Spherical Roller Bearings: These have barrel-shaped rollers that accommodate misalignment and heavy loads, making them suitable for applications with shaft deflection or vibration, such as conveyor systems, mining equipment, and paper mills.
Needle Roller Bearings: Featuring thin, elongated rollers, needle bearings offer high radial load capacity in compact spaces. They are commonly found in automotive transmissions, pumps, and small appliances where space is limited.
Thrust Roller Bearings: Designed specifically for axial loads, these bearings are used in applications like crane hooks, extruders, and marine propulsion systems, where high axial force is present.
Each type is engineered for specific performance characteristics, so understanding the application’s requirements is key to choosing the right bearing.
Roller bearings are integral to a wide range of industries, ensuring reliability and efficiency in demanding environments. Here’s a look at their key applications:
Automotive: Roller bearings are critical in vehicle components like wheel hubs, transmissions, and differentials. Tapered roller bearings, for instance, support the heavy loads and dynamic forces in car and truck axles.
Industrial Machinery: From conveyor belts to compressors, roller bearings enable smooth operation in manufacturing and processing equipment. Spherical roller bearings are often used in vibrating machinery to handle misalignment.
Aerospace: In jet engines, landing gear, and control systems, roller bearings provide precision and durability under extreme temperatures and loads, ensuring safety and performance.
Construction: Heavy equipment like cranes, excavators, and bulldozers relies on roller bearings to manage high radial and axial loads during operation.
Energy: Wind turbines, hydroelectric generators, and other renewable energy systems use roller bearings to support rotating components, optimizing energy production.
When selecting a roller bearing for an application, consider factors such as load magnitude, rotational speed, operating temperature, and environmental conditions (e.g., dust or moisture). Proper lubrication and maintenance are also crucial to extending bearing life and preventing premature failure.
The primary distinction between ball and roller bearings lies in their contact geometry and load-handling capabilities. Ball bearings use spherical balls that create point contact with the raceways, resulting in lower friction and suitability for high-speed, low-to-moderate load applications, such as in electric fans or hard drives.
Roller bearings, by contrast, use rollers that provide line contact, distributing loads over a larger surface area.

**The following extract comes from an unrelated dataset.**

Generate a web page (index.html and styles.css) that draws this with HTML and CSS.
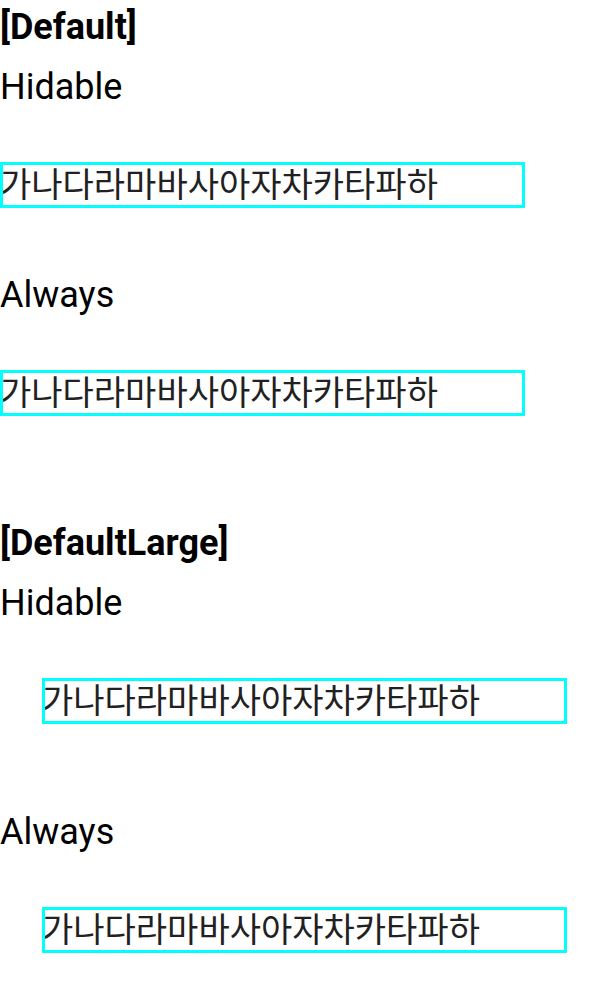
FILE: index.html
```html
<!DOCTYPE html>
<html lang="ko">
<head>
<meta charset="utf-8">
<title>Default and DefaultLarge</title>
<link rel="stylesheet" href="styles.css">
</head>
<body>
<main>
  <section class="group">
    <h1 class="title">[Default]</h1>
    <h2 class="label">Hidable</h2>
    <p class="box">가나다라마바사아자차카타파하</p>
    <h2 class="label">Always</h2>
    <p class="box">가나다라마바사아자차카타파하</p>
  </section>
  <section class="group large">
    <h1 class="title">[DefaultLarge]</h1>
    <h2 class="label">Hidable</h2>
    <p class="box">가나다라마바사아자차카타파하</p>
    <h2 class="label">Always</h2>
    <p class="box">가나다라마바사아자차카타파하</p>
  </section>
</main>
</body>
</html>
```
FILE: styles.css
```css
* {
  box-sizing: border-box;
}

body {
  margin: 0;
  background: #fff;
  color: #000;
  font-family: Roboto, "Noto Sans CJK KR", sans-serif;
  font-size: 36px;
}

.title,
.label {
  margin: 0;
  font-size: 36px;
  line-height: 44px;
}

.title {
  padding-top: 5px;
  font-weight: 700;
}

.label {
  margin-top: 16px;
  font-weight: 400;
}

/* The outline lies inside the box, over the text's first pixels. */
.box {
  margin: 53px 84px 0 0;
  outline: 3px solid #0ff;
  outline-offset: -3px;
  color: #212121;
  font-size: 34px;
  font-weight: 400;
  line-height: 46px;
  white-space: nowrap;
}

.box + .label {
  margin-top: 65px;
}

.group + .group {
  margin-top: 100px;
}

.large .box {
  margin: 53px 42px 0;
}

.large .box + .label {
  margin-top: 86px;
}
```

This makes them better equipped to handle heavy radial loads and moderate speeds, as seen in applications like conveyor systems or heavy machinery. While ball bearings excel in precision and speed, roller bearings are the go-to choice for durability under substantial loads.
Another difference is in their ability to handle axial loads. Tapered and thrust roller bearings are specifically designed for significant axial forces, whereas ball bearings typically require specialized designs (e.g., angular contact bearings) to manage axial loads effectively.
Roller bearings offer several benefits that make them indispensable in many applications:
· High Load Capacity: Their line contact design allows them to support heavier radial and axial loads compared to ball bearings.
· Durability: Roller bearings are robust and can withstand harsh conditions, including shock loads and vibrations.
· Versatility: With various types available, roller bearings can be tailored to diverse applications, from compact needle bearings to heavy-duty spherical bearings.
· Reduced Friction: Properly lubricated roller bearings minimize friction, improving energy efficiency and reducing wear.
Selecting the appropriate roller bearing involves evaluating several factors:
· Load Type and Magnitude: Determine whether the application involves radial, axial, or combined loads and their intensity.
· Speed Requirements: High-speed applications may favor cylindrical roller bearings, while heavy loads at lower speeds may require tapered or spherical types.
· Environmental Conditions: Consider exposure to dust, moisture, or extreme temperatures, and choose bearings with appropriate seals or coatings.
· Space Constraints: Needle roller bearings are ideal for compact designs, while larger applications may accommodate spherical or tapered bearings.
· Maintenance Needs: Assess whether the bearing will be maintenance-free (sealed) or require regular lubrication.
Consulting manufacturer specifications and industry standards can further ensure the bearing meets the application’s demands.
Roller bearings are vital components that enable efficient and reliable operation across industries, from automotive to aerospace. By understanding their types, applications, and differences from ball bearings, you can make informed decisions when selecting bearings for specific tasks. With their ability to handle heavy loads and diverse conditions, roller bearings continue to play a critical role in advancing technology and industry.